— Supplied information —
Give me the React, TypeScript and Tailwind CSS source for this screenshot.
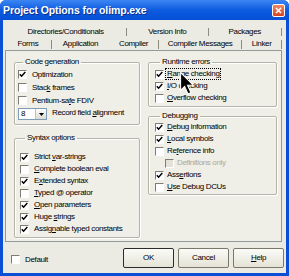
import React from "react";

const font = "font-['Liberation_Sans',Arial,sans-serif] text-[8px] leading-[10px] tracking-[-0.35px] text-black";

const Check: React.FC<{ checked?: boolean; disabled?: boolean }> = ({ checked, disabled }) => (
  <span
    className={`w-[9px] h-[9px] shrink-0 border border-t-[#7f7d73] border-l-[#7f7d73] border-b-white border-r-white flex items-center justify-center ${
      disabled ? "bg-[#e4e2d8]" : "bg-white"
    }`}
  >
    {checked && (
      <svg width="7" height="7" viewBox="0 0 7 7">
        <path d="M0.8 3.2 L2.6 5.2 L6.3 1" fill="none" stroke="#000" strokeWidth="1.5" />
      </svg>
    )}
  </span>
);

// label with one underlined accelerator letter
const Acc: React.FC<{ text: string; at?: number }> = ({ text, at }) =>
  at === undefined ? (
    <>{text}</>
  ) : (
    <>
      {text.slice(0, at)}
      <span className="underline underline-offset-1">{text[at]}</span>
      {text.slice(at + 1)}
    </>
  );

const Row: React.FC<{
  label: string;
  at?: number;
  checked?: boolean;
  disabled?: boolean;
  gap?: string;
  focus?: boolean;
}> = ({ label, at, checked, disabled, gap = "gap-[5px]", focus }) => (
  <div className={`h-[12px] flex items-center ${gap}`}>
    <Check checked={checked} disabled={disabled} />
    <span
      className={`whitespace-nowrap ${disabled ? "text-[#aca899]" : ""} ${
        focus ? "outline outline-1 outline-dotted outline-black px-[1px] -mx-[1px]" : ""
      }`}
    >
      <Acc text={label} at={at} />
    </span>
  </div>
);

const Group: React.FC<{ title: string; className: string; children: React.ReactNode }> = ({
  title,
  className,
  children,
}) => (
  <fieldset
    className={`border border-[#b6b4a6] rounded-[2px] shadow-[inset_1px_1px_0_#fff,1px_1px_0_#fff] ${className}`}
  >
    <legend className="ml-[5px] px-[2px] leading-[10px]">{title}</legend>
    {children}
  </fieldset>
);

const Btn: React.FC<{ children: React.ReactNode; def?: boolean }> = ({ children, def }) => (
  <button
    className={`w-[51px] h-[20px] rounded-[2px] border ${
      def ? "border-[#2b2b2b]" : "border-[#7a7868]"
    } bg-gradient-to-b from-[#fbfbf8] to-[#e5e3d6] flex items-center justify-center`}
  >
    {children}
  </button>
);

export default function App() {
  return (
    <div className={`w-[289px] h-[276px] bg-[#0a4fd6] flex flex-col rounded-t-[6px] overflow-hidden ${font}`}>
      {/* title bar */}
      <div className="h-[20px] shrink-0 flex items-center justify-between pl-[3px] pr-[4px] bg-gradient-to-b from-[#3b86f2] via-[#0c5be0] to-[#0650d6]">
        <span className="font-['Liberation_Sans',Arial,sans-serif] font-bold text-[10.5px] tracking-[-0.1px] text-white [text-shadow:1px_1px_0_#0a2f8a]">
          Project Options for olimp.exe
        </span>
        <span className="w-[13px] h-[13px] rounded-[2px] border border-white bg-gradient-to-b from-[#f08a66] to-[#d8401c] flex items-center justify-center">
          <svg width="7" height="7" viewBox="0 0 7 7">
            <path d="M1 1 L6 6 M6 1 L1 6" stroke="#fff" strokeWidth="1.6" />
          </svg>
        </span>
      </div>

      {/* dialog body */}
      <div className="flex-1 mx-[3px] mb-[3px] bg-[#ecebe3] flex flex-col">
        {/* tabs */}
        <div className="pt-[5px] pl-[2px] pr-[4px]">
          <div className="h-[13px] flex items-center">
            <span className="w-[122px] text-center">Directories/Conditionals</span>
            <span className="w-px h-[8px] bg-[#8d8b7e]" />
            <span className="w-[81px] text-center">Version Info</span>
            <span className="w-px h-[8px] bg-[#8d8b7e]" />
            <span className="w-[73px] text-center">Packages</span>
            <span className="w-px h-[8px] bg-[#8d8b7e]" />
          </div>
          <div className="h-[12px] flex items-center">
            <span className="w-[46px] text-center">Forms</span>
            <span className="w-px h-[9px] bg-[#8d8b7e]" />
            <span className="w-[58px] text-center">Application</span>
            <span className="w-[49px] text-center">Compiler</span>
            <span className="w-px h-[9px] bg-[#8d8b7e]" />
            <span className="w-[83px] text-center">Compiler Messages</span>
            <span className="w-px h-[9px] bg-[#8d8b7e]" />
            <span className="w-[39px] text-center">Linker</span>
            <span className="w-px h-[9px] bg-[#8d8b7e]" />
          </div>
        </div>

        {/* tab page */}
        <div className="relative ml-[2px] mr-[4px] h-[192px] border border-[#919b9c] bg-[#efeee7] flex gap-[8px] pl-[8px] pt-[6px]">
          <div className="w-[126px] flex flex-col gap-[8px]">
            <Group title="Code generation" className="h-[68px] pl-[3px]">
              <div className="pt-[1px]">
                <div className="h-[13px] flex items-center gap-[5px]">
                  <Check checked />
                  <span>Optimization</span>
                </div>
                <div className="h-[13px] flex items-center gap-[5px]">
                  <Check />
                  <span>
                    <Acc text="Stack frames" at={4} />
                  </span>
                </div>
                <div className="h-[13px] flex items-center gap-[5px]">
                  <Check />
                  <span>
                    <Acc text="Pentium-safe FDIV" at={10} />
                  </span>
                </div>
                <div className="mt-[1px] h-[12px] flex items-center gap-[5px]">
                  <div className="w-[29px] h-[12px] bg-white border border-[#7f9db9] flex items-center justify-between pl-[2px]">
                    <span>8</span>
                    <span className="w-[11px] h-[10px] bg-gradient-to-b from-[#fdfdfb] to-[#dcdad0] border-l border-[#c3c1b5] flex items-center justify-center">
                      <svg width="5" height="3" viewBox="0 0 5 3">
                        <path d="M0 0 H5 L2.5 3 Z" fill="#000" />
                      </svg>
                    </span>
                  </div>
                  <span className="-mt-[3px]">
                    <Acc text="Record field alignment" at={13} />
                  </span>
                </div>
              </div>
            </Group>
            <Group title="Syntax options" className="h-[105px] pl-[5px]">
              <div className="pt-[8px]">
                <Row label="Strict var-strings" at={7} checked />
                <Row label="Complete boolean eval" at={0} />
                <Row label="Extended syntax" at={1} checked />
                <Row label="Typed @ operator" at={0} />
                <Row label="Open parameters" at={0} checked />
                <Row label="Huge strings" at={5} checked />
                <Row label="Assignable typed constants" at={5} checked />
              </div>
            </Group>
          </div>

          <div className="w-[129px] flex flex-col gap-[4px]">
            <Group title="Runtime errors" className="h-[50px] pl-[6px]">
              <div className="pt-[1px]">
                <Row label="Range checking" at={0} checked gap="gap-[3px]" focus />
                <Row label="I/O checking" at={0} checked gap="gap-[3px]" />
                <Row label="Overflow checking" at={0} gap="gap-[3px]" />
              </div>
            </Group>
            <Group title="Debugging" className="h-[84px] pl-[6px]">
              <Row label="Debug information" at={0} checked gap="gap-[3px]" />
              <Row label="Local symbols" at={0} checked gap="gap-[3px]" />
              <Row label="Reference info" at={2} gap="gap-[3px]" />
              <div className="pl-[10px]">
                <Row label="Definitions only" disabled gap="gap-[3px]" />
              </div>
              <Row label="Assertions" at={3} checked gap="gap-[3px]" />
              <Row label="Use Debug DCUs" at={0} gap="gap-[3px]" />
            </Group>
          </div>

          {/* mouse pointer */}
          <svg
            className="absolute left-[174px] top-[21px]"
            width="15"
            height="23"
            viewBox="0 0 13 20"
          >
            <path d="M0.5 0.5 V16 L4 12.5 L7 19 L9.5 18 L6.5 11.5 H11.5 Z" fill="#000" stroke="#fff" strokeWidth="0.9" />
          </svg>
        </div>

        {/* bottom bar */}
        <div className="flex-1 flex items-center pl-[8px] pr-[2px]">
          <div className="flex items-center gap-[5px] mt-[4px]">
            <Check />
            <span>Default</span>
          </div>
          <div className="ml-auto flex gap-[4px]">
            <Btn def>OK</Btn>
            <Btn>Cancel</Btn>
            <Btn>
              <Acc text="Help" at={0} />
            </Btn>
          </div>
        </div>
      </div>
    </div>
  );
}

— What to work on —
Please take the lines from the beginning of the data above through the line holding "text-[8px] leading-[10px] tracking-[-0.35px]" and transcribe them exactly, without any pictures.

— The response —
Give me the React, TypeScript and Tailwind CSS source for this screenshot.
import React from "react";

const font = "font-['Liberation_Sans',Arial,sans-serif] text-[8px] leading-[10px] tracking-[-0.35px] text-black";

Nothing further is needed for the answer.